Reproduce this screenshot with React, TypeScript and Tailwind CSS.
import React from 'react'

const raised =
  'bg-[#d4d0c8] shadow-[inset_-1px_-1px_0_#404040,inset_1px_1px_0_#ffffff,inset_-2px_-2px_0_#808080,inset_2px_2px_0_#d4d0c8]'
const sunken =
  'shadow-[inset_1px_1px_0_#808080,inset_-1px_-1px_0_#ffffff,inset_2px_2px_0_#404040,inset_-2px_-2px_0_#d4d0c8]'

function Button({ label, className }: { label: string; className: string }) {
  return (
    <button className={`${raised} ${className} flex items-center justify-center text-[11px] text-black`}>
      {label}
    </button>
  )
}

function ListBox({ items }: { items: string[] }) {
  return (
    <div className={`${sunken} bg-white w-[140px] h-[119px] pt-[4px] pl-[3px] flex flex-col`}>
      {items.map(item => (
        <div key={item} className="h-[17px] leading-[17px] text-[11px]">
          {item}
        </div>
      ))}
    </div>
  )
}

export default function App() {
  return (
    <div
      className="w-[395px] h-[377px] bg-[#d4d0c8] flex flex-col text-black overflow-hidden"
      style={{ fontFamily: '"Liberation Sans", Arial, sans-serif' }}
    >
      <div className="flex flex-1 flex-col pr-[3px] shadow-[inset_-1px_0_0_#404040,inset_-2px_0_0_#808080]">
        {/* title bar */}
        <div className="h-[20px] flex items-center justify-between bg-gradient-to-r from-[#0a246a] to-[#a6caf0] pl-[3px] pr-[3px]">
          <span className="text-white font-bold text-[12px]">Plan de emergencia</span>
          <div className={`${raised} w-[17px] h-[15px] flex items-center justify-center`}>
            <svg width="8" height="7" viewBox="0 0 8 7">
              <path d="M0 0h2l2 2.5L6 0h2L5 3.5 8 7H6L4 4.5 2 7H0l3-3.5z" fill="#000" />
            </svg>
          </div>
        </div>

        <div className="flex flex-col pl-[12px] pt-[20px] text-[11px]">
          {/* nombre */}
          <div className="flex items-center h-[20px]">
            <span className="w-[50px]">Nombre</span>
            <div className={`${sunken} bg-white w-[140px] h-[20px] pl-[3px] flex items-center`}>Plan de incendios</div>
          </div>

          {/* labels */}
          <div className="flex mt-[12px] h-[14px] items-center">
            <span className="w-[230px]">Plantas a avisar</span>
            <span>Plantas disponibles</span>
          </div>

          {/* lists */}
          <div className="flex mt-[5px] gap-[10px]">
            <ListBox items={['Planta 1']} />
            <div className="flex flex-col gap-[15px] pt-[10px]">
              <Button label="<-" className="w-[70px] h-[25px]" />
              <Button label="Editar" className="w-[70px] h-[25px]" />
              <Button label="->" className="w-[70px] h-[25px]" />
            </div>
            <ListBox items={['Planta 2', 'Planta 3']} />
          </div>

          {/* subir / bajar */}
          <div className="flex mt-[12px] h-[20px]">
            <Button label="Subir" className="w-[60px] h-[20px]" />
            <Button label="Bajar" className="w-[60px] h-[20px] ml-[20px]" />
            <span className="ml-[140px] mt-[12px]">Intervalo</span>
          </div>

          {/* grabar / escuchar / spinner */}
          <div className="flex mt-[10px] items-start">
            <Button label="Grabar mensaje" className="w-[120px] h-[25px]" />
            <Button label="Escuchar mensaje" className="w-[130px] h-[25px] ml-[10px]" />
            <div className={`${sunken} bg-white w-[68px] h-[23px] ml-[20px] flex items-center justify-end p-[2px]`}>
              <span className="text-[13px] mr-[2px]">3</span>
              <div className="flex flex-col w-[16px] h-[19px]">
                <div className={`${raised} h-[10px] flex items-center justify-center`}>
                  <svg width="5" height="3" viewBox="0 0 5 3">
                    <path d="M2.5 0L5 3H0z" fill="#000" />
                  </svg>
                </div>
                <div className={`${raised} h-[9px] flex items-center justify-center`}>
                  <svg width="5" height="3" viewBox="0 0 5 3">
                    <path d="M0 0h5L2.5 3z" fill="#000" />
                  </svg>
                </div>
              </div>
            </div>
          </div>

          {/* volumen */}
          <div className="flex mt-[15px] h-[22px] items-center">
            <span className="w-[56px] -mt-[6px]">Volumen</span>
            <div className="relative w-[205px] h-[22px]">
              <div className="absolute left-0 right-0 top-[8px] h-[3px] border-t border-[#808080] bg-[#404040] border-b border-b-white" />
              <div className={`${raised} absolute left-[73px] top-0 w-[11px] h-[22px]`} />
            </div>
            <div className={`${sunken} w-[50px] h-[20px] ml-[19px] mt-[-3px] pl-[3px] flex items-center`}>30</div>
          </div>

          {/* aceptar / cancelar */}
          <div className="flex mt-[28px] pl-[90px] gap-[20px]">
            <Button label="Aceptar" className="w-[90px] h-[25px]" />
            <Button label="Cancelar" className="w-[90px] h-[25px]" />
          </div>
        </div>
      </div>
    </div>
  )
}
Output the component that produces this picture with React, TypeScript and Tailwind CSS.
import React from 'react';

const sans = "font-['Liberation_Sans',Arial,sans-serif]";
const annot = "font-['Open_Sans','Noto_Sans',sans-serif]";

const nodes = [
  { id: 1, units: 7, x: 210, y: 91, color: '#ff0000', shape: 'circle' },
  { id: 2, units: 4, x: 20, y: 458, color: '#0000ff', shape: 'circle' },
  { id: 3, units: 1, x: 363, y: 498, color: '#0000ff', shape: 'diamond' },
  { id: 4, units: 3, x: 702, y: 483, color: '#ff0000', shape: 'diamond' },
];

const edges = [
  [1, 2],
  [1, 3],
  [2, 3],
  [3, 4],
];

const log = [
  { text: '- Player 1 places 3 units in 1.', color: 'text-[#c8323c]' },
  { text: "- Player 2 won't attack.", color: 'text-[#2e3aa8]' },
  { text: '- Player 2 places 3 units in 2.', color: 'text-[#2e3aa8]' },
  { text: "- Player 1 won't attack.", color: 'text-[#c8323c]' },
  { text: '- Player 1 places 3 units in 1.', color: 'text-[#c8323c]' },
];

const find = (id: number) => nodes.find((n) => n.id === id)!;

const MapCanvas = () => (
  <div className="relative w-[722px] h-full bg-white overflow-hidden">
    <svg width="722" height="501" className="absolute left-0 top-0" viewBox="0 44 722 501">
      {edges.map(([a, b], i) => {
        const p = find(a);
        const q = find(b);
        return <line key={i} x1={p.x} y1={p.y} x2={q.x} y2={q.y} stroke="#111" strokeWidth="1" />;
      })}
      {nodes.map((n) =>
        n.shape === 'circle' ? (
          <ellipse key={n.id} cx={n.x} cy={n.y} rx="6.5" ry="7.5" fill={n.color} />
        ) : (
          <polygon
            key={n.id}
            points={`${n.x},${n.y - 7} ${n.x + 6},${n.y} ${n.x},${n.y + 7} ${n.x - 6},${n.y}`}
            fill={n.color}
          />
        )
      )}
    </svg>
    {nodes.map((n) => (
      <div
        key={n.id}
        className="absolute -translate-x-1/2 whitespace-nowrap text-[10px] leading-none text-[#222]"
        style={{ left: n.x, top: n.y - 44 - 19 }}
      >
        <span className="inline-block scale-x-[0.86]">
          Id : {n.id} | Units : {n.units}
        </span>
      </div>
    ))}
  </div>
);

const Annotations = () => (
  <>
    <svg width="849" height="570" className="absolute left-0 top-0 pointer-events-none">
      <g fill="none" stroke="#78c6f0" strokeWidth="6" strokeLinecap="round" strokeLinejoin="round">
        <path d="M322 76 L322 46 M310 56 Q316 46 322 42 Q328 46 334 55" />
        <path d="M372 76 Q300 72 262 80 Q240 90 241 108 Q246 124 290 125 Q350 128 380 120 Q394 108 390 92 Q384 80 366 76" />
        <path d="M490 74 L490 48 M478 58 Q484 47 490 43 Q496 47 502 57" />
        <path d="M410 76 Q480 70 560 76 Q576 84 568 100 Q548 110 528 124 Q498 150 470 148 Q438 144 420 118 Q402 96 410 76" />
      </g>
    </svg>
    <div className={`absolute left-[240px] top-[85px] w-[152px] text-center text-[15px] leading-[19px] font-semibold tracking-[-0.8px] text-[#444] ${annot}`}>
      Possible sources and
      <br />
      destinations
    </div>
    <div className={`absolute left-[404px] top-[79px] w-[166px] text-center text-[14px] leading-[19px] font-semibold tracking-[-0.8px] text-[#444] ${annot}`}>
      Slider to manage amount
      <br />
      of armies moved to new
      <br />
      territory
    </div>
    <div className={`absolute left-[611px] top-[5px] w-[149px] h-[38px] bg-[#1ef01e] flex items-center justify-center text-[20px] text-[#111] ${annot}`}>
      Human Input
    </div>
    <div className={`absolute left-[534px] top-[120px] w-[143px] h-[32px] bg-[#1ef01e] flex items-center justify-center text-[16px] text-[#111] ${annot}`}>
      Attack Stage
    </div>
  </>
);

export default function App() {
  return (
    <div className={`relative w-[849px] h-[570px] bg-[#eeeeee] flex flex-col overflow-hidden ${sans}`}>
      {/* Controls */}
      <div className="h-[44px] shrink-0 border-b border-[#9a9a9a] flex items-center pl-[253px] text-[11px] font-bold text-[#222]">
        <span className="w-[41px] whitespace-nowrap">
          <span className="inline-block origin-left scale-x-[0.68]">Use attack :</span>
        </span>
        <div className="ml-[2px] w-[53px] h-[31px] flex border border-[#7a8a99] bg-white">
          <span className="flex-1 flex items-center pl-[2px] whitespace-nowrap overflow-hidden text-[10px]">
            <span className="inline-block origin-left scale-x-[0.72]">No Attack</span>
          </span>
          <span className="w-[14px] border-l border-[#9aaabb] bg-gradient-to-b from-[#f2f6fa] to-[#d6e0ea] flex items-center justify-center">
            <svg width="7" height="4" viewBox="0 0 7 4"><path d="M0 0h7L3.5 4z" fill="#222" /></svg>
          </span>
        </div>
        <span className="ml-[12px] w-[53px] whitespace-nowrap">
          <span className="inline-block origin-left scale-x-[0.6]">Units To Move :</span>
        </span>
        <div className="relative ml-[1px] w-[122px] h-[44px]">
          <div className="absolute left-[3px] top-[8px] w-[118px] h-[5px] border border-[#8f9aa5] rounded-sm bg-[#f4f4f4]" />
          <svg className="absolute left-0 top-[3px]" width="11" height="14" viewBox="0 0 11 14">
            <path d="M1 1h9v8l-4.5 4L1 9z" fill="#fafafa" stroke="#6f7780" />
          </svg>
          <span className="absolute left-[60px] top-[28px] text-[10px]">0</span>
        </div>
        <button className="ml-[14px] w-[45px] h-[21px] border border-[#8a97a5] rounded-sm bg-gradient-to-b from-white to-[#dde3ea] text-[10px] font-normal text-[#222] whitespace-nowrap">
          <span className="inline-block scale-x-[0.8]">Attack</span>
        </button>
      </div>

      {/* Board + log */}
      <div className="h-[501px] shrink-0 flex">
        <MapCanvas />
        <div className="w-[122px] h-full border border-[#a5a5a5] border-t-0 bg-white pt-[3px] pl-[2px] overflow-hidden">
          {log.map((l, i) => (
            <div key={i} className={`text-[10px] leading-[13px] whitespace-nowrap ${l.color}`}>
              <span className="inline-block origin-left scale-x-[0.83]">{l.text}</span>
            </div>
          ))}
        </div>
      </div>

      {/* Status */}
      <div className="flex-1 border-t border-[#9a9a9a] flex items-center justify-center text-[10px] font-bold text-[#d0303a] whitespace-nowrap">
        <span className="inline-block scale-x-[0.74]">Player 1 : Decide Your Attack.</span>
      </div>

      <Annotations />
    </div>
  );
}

# YOUR TASK:
Return verbatim the lines that run from the line containing "Output the component" through the line containing "const find = (id: number)", inclusive.

# THE RESULT:
Output the component that produces this picture with React, TypeScript and Tailwind CSS.
import React from 'react';

const sans = "font-['Liberation_Sans',Arial,sans-serif]";
const annot = "font-['Open_Sans','Noto_Sans',sans-serif]";

const nodes = [
  { id: 1, units: 7, x: 210, y: 91, color: '#ff0000', shape: 'circle' },
  { id: 2, units: 4, x: 20, y: 458, color: '#0000ff', shape: 'circle' },
  { id: 3, units: 1, x: 363, y: 498, color: '#0000ff', shape: 'diamond' },
  { id: 4, units: 3, x: 702, y: 483, color: '#ff0000', shape: 'diamond' },
];

const edges = [
  [1, 2],
  [1, 3],
  [2, 3],
  [3, 4],
];

const log = [
  { text: '- Player 1 places 3 units in 1.', color: 'text-[#c8323c]' },
  { text: "- Player 2 won't attack.", color: 'text-[#2e3aa8]' },
  { text: '- Player 2 places 3 units in 2.', color: 'text-[#2e3aa8]' },
  { text: "- Player 1 won't attack.", color: 'text-[#c8323c]' },
  { text: '- Player 1 places 3 units in 1.', color: 'text-[#c8323c]' },
];

const find = (id: number) => nodes.find((n) => n.id === id)!;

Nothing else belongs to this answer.